76 The Borough
Refined, smart and efficient showroom and workspaces in Marrickville 
Year
2021
Location
Marrickville, NSW
Size
5,000sqm
Team
Dom Bennett, Aleksey Rudy, Jose Yunis, Matthew Wong
Photographer
Brett Boardman
Media

Originally a vacant site in a semi-industrial area, this ‘new kid on the block’ signals a change in this popular inner-western suburb. The Borough, as it’s referred to, designed by Bennett Murada Architects for developer Spirecorp, is one of the first high-tech buildings to emerge among the many warehouses in the area.

 

In contrast the many soar tooth red brick buildings, The Borough is a four-level development featuring a concrete frame, generous glazing and metal detailing, including fixed perforated screens to diffuse harsher sunlight.

Aimed at the more creative industries, including smaller artisanal practices and those looking for smaller spaces (here they range from between 60 and 120 square metres), each office comes with its own kitchenette, with those on the upper level benefiting from their own terraces and impressive views of Sydney’s skyline.  


Mindful of the need to provide generous light, the offices are located around a central lift core and amenities that allow the perimeter to be essentially column-free with generous glazing on all facades.

Unlike more traditional office fit-outs, here the interiors have a strong industrial aesthetic, with polished concrete floors and exposed services, such as cable trays, straddling the ceiling. Even the timber battens used for the lobby at ground level are slightly raw rather than applied with varnish. Exposed pipes and MDF joinery in the kitchens further accentuate the raw and industrial aesthetic.

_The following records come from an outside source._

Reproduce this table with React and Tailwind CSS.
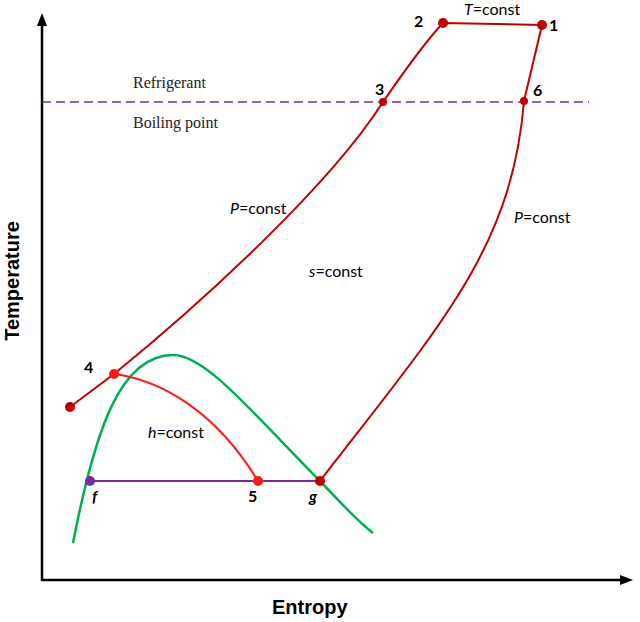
import React from "react";

const DARK = "#c00000";
const RED = "#ff1a1a";
const PURPLE = "#7030a0";
const GREEN = "#00b050";

const App = () => {
  return (
    <div className="w-[640px] h-[622px] bg-white overflow-hidden">
      <svg width="640" height="622" viewBox="0 0 640 622" className="block">
        {/* axes */}
        <line x1="42" y1="581" x2="42" y2="24" stroke="#000" strokeWidth="2.5" />
        <polygon points="42,13 37,26 47,26" fill="#000" />
        <line x1="41" y1="580" x2="622" y2="580" stroke="#000" strokeWidth="2.5" />
        <polygon points="633,580 620,575 620,585" fill="#000" />

        {/* boiling point line */}
        <line x1="42" y1="102" x2="589" y2="102" stroke={PURPLE} strokeWidth="1.5" strokeDasharray="9 5" />
        <g className="font-['Liberation_Serif',serif] text-[16px] fill-[#222]">
          <text x="133" y="88">Refrigerant</text>
          <text x="133" y="128">Boiling point</text>
        </g>

        {/* saturation dome */}
        <path d="M73,543 C95,430 120,355 173,355 C205,355 250,410 320,481 C340,502 356,520 373,533" fill="none" stroke={GREEN} strokeWidth="2.5" />

        {/* cycle */}
        <path d="M70,407 L114,374 C205,300 330,185 383,102 C405,70 425,42 443,23 L542,25 L524,101 C512,248 442,323 320,481" fill="none" stroke={DARK} strokeWidth="2" />
        <path d="M114,374 C160,380 215,410 258,481" fill="none" stroke={RED} strokeWidth="2" />
        <line x1="90" y1="481" x2="320" y2="481" stroke={PURPLE} strokeWidth="2" />

        {/* points */}
        <circle cx="443" cy="23" r="5" fill={DARK} />
        <circle cx="542" cy="25" r="5" fill={DARK} />
        <circle cx="383" cy="102" r="4" fill={DARK} />
        <circle cx="524" cy="101" r="4" fill={DARK} />
        <circle cx="70" cy="407" r="5" fill={DARK} />
        <circle cx="114" cy="374" r="5" fill={RED} />
        <circle cx="90" cy="481" r="5" fill={PURPLE} />
        <circle cx="258" cy="481" r="5" fill={RED} />
        <circle cx="320" cy="481" r="5" fill={DARK} />

        {/* point labels */}
        <g className="font-['Lato',sans-serif] text-[16px] font-bold fill-black">
          <text x="414" y="27">2</text>
          <text x="549" y="31">1</text>
          <text x="375" y="95">3</text>
          <text x="533" y="96">6</text>
          <text x="84" y="373">4</text>
          <text x="248" y="502">5</text>
          <text x="92" y="502" className="italic">f</text>
          <text x="309" y="502" className="italic">g</text>
        </g>

        {/* curve labels */}
        <g className="font-['Lato',sans-serif] text-[16px] fill-black">
          <text x="464" y="15"><tspan className="italic">T</tspan>=const</text>
          <text x="230" y="214"><tspan className="italic">P</tspan>=const</text>
          <text x="514" y="223"><tspan className="italic">P</tspan>=const</text>
          <text x="309" y="277"><tspan className="italic">s</tspan>=const</text>
          <text x="148" y="438"><tspan className="italic">h</tspan>=const</text>
        </g>

        {/* axis titles */}
        <g className="font-['Liberation_Sans',Arial,sans-serif] text-[20px] font-bold fill-black">
          <text x="272" y="614">Entropy</text>
          <text x="0" y="0" textAnchor="middle" transform="translate(19 281) rotate(-90)">Temperature</text>
        </g>
      </svg>
    </div>
  );
};

export default App;
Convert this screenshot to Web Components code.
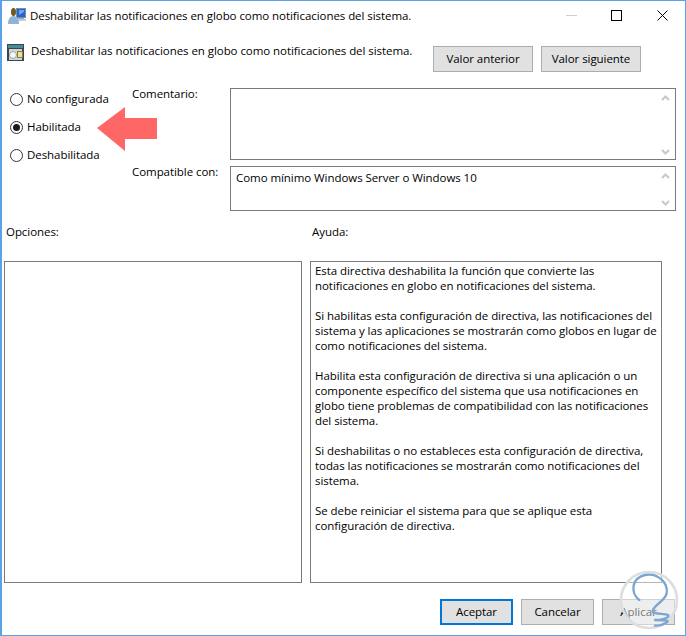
<!DOCTYPE html>
<html lang="es">
<head>
<meta charset="utf-8">
<title>Deshabilitar las notificaciones</title>
<style>
  html, body { margin: 0; padding: 0; background: #fff; }
</style>
</head>
<body>
<policy-dialog></policy-dialog>

<template id="dlg-button-tpl">
  <style>
    :host {
      display: flex;
      align-items: center;
      justify-content: center;
      box-sizing: border-box;
      width: var(--w, 73px);
      height: 26px;
      background: #e1e1e1;
      border: 1px solid #adadad;
      color: #000;
    }
    :host([default]) { border: 2px solid #0078d7; }
  </style>
  <slot></slot>
</template>

<template id="dlg-radio-tpl">
  <style>
    :host { display: flex; align-items: center; height: 14px; gap: 4px; padding-left: 8px; }
    .dot {
      box-sizing: border-box; width: 13px; height: 13px; border-radius: 50%;
      border: 1px solid #333; background: #fff; display: flex; align-items: center; justify-content: center;
    }
    :host([checked]) .dot::after { content: ""; width: 7px; height: 7px; border-radius: 50%; background: #1a1a1a; }
  </style>
  <span class="dot"></span><slot></slot>
</template>

<template id="text-box-tpl">
  <style>
    :host {
      display: flex; box-sizing: border-box;
      border: 1px solid #7a7a7a; background: #fff; min-width: 0;
      height: var(--h, auto);
    }
    .text { flex: 1; padding: var(--pad, 1px 4px); line-height: 15px; white-space: nowrap; }
    .arrows {
      width: 17px; margin-right: 1px; padding: 6px 0 4px; display: flex; flex-direction: column;
      justify-content: space-between; align-items: center;
    }
    svg { display: block; width: 9px; height: 6px; fill: none; stroke: #c8c8c8; stroke-width: 2; }
    :host([plain]) .arrows { display: none; }
  </style>
  <div class="text"><slot></slot></div>
  <div class="arrows">
    <svg viewBox="0 0 9 6"><path d="M1 5l3.5-3.5L8 5"/></svg>
    <svg viewBox="0 0 9 6"><path d="M1 1l3.5 3.5L8 1"/></svg>
  </div>
</template>

<template id="title-bar-tpl">
  <style>
    :host { display: flex; align-items: center; height: 29px; padding-left: 6px; }
    .name { flex: 1; margin-left: 4px; }
    svg { display: block; }
    .caption { display: flex; }
    .caption span { display: flex; width: 45px; justify-content: center; }
    .caption span:nth-child(2) { margin-right: 1px; }
  </style>
  <slot name="icon"></slot>
  <span class="name"><slot></slot></span>
  <div class="caption">
    <span><svg width="11" height="11" viewBox="0 0 11 11"><path d="M0 5.5h11" stroke="#cfcfcf"/></svg></span>
    <span><svg width="11" height="11" viewBox="0 0 11 11"><rect x=".5" y=".5" width="10" height="10" fill="none" stroke="#000"/></svg></span>
    <span><svg width="11" height="11" viewBox="0 0 11 11"><path d="M.5.5l10 10M10.500.5l-10 10" stroke="#000" fill="none"/></svg></span>
  </div>
</template>

<template id="policy-dialog-tpl">
  <style>
    :host {
      display: flex; flex-direction: column; box-sizing: border-box;
      width: 686px; height: 636px; position: relative; overflow: hidden;
      border: 1px solid #5ba3e6; border-left-width: 2px;
      background: #fff; color: #000;
      font: 11.5px/16px "Open Sans", sans-serif;
      letter-spacing: -0.06px;
    }
    .head { display: flex; align-items: flex-start; margin-top: 14px; padding-left: 5px; }
    .head .name { flex: 1; margin-left: 7px; margin-top: -1px; }
    .head .btns { display: flex; gap: 8px; padding-right: 44px; margin-top: 2px; --w: 100px; }
    .form {
      display: grid; grid-template-columns: 130px 98px 446px; grid-template-rows: 72px 45px;
      row-gap: 6px; margin-top: 16px;
    }
    .radios { grid-row: 1 / 3; display: flex; flex-direction: column; gap: 14px; padding-top: 4px; }
    .label { line-height: 12px; }
    .compat { --pad: 3px 5px; }
    .captions { display: grid; grid-template-columns: 306px 1fr; margin-top: 13px; padding-left: 4px; }
    .panes { display: grid; grid-template-columns: 298px 352px; column-gap: 8px; margin-top: 21px; padding-left: 2px; --h: 322px; }
    .foot { display: flex; justify-content: flex-end; gap: 8px; margin-top: 16px; padding-right: 10px; }
    .arrow { position: absolute; left: 93px; top: 105px; }
    .mark { position: absolute; left: 608px; top: 564px; }
  </style>
  <title-bar>
    <svg slot="icon" width="18" height="18" viewBox="2 0 18 18">
      <rect x="10.5" y="1.5" width="9" height="9" fill="#2563cf" stroke="#7b8ea8"/>
      <path d="M13 3l5 0 0 2-5 3z" fill="#6fa6ec"/>
      <rect x="12" y="11" width="6" height="1" fill="#99a7b5"/>
      <path d="M10 13h10" stroke="#c3ccd6" stroke-width="2"/>
      <ellipse cx="7.5" cy="5" rx="2.5" ry="4" fill="#6e5a26"/>
      <path d="M2 17c0-5 2-8 5.500-8s5.500 3 5.500 8z" fill="#8fb3d6"/>
    </svg>
    Deshabilitar las notificaciones en globo como notificaciones del sistema.
  </title-bar>
  <div class="head">
    <svg width="17" height="17" viewBox="0 0 17 17">
      <rect width="17" height="17" fill="#39464e"/>
      <rect x="1" y="1" width="15" height="3" fill="#4a8a96"/>
      <rect x="2" y="5" width="13" height="11" fill="#cfd6d8"/>
      <circle cx="6" cy="11" r="3.500" fill="#f4f4f4" stroke="#9aa7ab"/>
      <rect x="10.500" y="7.500" width="5" height="6" fill="#eadf9f" stroke="#8a7d3a"/>
    </svg>
    <span class="name">Deshabilitar las notificaciones en globo como notificaciones del sistema.</span>
    <div class="btns">
      <dlg-button>Valor anterior</dlg-button>
      <dlg-button>Valor siguiente</dlg-button>
    </div>
  </div>
  <div class="form">
    <div class="radios">
      <dlg-radio>No configurada</dlg-radio>
      <dlg-radio checked>Habilitada</dlg-radio>
      <dlg-radio>Deshabilitada</dlg-radio>
    </div>
    <span class="label">Comentario:</span>
    <text-box></text-box>
    <span class="label">Compatible con:</span>
    <text-box class="compat">Como mínimo Windows Server o Windows 10</text-box>
  </div>
  <div class="captions"><span>Opciones:</span><span>Ayuda:</span></div>
  <div class="panes">
    <text-box plain></text-box>
    <text-box plain>Esta directiva deshabilita la función que convierte las<br>
notificaciones en globo en notificaciones del sistema.<br><br>
Si habilitas esta configuración de directiva, las notificaciones del<br>
sistema y las aplicaciones se mostrarán como globos en lugar de<br>
como notificaciones del sistema.<br><br>
Habilita esta configuración de directiva si una aplicación o un<br>
componente específico del sistema que usa notificaciones en<br>
globo tiene problemas de compatibilidad con las notificaciones<br>
del sistema.<br><br>
Si deshabilitas o no estableces esta configuración de directiva,<br>
todas las notificaciones se mostrarán como notificaciones del<br>
sistema.<br><br>
Se debe reiniciar el sistema para que se aplique esta<br>
configuración de directiva.</text-box>
  </div>
  <div class="foot">
    <dlg-button default>Aceptar</dlg-button>
    <dlg-button>Cancelar</dlg-button>
    <dlg-button>Aplicar</dlg-button>
  </div>
  <svg class="arrow" width="64" height="48" viewBox="0 0 64 48"><path d="M2 22L30 1v11h32v21H30v12z" fill="#ff6666"/></svg>
  <svg class="mark" width="76" height="71" viewBox="0 0 228 213" fill="none">
    <circle cx="117" cy="105" r="84" fill="#fff" fill-opacity=".45" stroke="#dcdfe2" stroke-width="8"/>
    <path d="M88 105C62 85 62 40 105 30c40-8 70 25 65 55-5 25-35 30-42 53 0 10 32 7 47 12 5 10-25 15-40 15 30 0 45 0 35 7-10 8-25 10-35 10" stroke="#7ba6d0" stroke-width="7" stroke-linecap="round" stroke-linejoin="round"/>
  </svg>
</template>

<script>
  // every element is the same: clone its template into an open shadow root
  function define(tag, tplId) {
    const template = document.getElementById(tplId);
    customElements.define(tag, class extends HTMLElement {
      constructor() {
        super();
        this.attachShadow({ mode: "open" }).appendChild(template.content.cloneNode(true));
      }
    });
  }
  define("dlg-button", "dlg-button-tpl");
  define("dlg-radio", "dlg-radio-tpl");
  define("text-box", "text-box-tpl");
  define("title-bar", "title-bar-tpl");
  define("policy-dialog", "policy-dialog-tpl");
</script>
</body>
</html>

And for those who prefer to catch up with colleagues or clients outside an office environment, there’s a café on the ground floor along with other retail offerings. For tenants, there are racks for bicycles and also secure parking on site. The Borough is ideally located close to a commercial precinct and the soon-to-be complete light railway.

 

While the CBD was traditionally a drawcard for offices, people are increasingly looking to work closer to home, ditch the commute and vary their work regimes with a combination of home and office – with flexible spaces that allow for a variety of uses.